** BEGIN Information given **
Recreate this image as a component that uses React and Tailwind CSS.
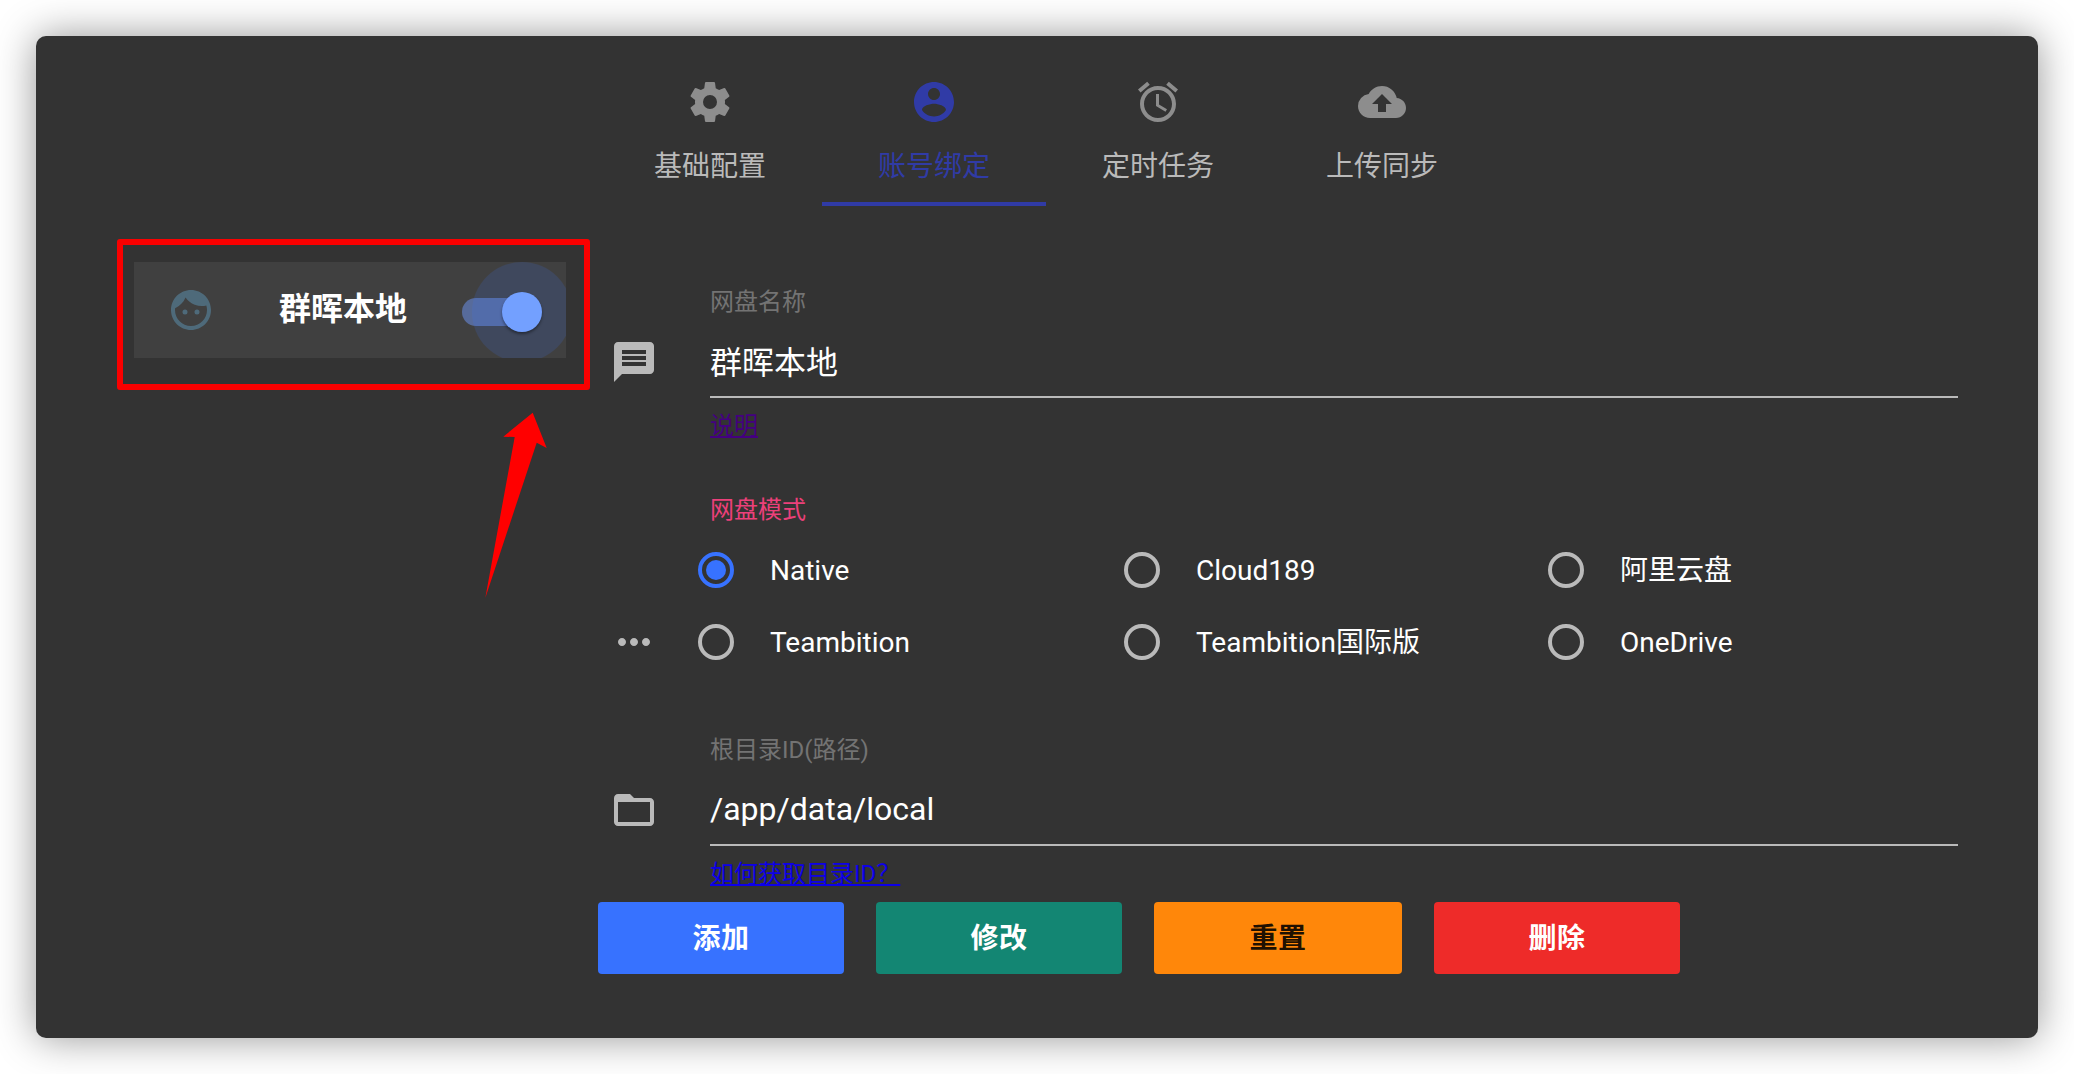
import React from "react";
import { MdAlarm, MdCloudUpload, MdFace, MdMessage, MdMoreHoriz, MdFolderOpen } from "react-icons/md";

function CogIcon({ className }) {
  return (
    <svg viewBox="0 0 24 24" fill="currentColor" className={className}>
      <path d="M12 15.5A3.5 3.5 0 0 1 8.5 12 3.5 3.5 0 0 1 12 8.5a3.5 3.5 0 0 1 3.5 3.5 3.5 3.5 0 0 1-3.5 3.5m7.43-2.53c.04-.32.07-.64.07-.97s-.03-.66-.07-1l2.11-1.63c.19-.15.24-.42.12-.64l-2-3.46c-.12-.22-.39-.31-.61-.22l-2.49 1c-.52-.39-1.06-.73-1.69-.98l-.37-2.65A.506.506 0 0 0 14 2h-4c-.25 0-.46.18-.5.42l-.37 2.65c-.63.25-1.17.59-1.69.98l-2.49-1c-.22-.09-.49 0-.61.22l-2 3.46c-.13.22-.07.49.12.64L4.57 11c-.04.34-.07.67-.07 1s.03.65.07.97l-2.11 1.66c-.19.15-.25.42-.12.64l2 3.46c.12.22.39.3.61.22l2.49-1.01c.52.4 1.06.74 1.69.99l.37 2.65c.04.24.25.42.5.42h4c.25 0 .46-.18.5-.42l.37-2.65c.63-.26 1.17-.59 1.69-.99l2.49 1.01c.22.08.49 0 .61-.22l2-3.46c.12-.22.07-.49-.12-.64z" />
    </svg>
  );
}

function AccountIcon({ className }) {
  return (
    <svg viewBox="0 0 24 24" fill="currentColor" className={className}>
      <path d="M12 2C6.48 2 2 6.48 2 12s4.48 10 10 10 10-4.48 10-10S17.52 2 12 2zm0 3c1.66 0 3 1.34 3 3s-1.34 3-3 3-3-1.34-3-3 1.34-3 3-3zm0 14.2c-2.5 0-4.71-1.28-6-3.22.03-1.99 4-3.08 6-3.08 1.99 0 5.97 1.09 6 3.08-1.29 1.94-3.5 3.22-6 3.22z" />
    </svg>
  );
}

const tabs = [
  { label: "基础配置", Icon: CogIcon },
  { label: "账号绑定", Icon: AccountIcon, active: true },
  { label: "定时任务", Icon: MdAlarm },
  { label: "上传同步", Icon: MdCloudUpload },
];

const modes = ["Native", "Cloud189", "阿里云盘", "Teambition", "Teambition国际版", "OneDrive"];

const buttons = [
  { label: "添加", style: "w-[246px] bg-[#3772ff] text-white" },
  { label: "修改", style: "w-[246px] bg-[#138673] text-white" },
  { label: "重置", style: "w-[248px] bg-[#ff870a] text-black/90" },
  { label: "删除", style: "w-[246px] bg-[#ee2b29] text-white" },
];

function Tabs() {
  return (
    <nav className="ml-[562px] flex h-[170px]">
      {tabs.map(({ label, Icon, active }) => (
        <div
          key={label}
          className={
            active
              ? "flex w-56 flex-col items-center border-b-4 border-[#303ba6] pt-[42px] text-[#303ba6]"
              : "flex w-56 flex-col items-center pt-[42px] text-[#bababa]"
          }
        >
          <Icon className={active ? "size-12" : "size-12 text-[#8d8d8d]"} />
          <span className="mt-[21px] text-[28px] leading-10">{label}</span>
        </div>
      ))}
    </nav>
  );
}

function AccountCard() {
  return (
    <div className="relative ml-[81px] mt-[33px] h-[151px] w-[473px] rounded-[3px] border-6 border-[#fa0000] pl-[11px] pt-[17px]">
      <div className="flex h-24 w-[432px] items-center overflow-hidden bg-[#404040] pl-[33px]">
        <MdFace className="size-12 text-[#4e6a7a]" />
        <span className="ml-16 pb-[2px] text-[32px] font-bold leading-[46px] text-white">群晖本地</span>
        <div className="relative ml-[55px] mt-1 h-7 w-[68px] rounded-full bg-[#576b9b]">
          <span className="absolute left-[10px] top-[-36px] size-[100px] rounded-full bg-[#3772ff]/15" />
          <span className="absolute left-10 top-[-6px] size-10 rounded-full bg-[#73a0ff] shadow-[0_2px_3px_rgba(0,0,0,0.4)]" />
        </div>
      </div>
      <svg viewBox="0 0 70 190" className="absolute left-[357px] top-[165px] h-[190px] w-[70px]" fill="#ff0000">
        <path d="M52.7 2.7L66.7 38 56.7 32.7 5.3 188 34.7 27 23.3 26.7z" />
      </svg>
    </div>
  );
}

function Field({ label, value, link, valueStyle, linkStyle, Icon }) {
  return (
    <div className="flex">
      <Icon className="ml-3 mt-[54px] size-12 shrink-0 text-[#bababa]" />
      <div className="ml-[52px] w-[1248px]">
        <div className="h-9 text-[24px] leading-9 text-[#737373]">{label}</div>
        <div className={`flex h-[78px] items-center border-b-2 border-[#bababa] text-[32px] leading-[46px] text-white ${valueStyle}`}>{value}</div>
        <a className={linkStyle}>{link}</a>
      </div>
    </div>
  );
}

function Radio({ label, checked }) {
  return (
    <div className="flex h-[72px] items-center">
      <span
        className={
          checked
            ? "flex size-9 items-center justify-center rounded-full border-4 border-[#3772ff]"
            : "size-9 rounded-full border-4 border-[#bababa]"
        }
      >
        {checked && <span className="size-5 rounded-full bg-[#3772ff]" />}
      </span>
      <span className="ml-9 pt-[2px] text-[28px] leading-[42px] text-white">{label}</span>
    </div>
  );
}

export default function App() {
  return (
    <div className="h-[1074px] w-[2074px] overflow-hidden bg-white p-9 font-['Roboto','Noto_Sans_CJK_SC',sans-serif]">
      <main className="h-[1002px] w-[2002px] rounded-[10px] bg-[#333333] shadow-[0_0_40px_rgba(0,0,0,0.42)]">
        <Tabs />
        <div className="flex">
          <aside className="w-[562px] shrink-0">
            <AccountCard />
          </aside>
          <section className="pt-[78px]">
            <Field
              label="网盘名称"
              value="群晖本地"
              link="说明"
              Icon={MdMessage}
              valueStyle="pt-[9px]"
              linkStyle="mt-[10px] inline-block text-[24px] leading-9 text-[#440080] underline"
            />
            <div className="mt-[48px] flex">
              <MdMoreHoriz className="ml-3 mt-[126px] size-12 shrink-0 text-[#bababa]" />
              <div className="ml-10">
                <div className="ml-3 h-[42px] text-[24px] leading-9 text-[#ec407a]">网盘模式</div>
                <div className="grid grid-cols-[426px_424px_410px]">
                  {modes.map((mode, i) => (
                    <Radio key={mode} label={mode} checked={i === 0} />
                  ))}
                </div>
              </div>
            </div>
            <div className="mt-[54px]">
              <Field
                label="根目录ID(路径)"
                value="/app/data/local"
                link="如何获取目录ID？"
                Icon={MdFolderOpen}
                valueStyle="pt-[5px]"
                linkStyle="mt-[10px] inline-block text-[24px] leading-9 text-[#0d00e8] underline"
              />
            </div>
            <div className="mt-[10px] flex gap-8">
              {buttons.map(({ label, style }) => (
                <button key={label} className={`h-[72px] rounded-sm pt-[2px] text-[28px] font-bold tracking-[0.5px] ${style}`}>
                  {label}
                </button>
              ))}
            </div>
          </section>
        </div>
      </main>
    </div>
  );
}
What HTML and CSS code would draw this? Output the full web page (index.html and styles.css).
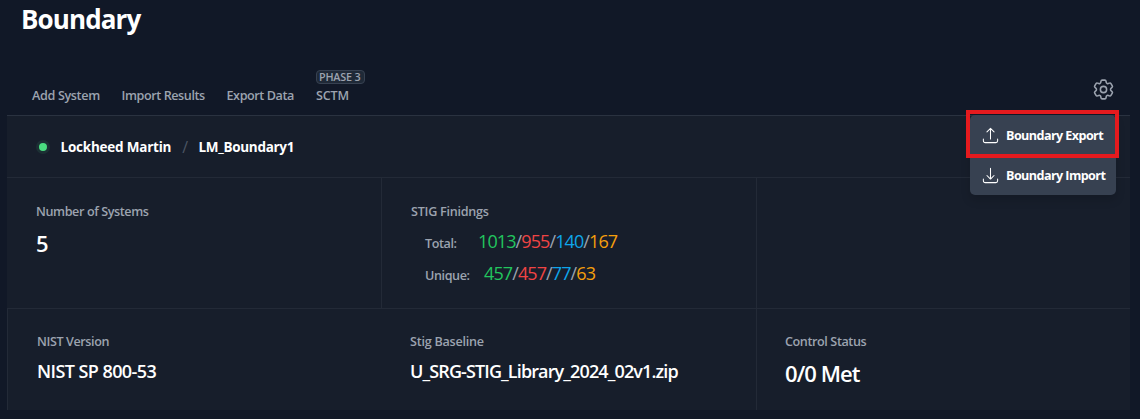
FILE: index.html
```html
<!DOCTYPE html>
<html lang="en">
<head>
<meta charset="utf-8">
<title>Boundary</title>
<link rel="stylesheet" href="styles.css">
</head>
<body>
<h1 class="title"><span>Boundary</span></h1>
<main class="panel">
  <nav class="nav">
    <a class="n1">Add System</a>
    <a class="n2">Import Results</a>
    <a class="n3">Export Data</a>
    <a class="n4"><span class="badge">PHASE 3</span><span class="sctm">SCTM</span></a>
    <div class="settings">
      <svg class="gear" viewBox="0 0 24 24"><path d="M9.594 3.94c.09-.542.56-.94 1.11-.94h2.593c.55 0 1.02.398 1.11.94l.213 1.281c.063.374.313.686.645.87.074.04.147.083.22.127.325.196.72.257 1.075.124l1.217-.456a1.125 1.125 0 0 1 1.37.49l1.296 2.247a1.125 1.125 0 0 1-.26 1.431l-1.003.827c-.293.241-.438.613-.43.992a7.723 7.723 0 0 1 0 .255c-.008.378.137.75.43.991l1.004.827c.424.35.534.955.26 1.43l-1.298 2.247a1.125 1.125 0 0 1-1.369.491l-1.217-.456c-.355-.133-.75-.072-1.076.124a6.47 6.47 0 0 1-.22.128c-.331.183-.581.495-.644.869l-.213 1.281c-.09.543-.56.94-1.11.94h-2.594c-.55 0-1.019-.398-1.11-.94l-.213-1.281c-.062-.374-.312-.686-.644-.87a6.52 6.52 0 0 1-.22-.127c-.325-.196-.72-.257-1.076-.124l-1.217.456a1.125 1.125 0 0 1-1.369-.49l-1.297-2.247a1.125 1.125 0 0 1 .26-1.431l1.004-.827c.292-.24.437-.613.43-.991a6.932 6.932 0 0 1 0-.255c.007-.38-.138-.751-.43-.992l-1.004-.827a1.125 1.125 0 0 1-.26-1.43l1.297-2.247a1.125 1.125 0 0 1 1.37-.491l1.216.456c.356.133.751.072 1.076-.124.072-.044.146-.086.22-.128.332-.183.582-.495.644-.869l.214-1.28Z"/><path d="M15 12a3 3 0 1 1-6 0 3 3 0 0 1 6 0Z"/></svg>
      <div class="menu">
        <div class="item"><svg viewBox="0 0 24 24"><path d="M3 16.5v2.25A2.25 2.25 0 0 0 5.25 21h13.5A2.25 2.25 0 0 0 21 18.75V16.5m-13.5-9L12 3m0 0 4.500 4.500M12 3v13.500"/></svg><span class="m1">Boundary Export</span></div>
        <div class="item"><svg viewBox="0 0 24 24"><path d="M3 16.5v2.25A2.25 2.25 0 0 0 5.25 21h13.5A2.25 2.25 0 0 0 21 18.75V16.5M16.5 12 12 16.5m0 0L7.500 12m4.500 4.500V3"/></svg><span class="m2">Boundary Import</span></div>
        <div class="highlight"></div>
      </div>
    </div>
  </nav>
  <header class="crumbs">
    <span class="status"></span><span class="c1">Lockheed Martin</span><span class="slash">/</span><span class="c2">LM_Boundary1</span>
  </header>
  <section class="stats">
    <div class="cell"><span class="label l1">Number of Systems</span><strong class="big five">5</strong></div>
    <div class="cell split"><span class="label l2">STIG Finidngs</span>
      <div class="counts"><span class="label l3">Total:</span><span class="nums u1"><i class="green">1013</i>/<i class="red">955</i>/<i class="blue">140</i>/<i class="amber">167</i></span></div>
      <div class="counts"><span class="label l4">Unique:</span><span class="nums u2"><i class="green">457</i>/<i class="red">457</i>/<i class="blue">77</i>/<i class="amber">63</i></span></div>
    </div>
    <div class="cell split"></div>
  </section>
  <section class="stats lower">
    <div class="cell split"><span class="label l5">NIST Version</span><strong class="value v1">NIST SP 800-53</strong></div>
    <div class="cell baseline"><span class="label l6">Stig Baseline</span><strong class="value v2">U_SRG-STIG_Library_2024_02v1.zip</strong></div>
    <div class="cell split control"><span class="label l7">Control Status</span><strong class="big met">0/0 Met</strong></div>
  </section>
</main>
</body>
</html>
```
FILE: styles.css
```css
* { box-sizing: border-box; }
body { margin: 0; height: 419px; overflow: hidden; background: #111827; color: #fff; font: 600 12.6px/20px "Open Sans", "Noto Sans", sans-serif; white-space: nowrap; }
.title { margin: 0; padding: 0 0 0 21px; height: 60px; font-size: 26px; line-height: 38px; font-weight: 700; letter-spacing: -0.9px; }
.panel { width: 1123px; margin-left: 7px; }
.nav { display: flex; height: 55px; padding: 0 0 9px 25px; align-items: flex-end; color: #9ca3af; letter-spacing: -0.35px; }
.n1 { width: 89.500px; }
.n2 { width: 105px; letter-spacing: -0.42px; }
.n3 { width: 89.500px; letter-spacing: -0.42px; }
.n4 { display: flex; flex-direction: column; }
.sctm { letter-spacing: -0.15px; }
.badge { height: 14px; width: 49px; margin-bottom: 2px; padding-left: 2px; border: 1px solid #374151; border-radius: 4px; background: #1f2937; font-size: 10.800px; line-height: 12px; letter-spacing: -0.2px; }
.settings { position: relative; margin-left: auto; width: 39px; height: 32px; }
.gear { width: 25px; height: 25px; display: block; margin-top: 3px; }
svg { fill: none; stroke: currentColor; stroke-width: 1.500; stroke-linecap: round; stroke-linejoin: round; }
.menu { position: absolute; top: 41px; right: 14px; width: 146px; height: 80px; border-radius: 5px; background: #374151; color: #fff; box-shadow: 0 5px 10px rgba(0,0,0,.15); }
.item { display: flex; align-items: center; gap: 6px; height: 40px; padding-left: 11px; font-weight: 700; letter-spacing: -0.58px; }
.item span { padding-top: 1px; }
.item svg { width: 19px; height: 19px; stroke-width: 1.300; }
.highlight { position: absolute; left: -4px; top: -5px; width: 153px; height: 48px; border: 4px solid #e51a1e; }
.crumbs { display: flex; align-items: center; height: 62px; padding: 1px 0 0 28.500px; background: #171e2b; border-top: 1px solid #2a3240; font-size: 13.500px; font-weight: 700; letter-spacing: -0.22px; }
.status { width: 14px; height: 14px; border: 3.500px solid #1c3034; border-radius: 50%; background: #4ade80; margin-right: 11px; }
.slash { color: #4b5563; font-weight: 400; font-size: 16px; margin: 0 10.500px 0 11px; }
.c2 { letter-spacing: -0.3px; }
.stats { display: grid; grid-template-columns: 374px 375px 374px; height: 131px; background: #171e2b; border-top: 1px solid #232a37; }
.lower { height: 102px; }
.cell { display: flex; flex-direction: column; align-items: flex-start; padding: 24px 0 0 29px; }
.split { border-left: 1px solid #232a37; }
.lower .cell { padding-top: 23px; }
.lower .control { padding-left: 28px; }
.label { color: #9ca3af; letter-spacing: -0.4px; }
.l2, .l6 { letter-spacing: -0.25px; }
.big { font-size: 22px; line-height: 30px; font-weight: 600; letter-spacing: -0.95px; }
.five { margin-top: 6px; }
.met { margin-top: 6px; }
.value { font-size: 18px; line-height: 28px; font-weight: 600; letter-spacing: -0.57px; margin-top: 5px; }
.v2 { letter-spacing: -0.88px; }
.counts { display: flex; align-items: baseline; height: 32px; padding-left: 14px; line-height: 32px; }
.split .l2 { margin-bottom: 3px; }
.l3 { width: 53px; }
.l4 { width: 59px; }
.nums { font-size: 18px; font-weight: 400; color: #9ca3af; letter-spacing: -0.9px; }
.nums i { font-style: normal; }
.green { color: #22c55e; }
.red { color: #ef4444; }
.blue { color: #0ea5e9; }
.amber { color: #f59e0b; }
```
** END Information given **
Task objective: Please reproduce the listing exactly from its opening line through the line that contains "MdMessage, MdMoreHoriz, MdFolderOpen", both included, with all pictures omitted.

Full answer:
Recreate this image as a component that uses React and Tailwind CSS.
import React from "react";
import { MdAlarm, MdCloudUpload, MdFace, MdMessage, MdMoreHoriz, MdFolderOpen } from "react-icons/md";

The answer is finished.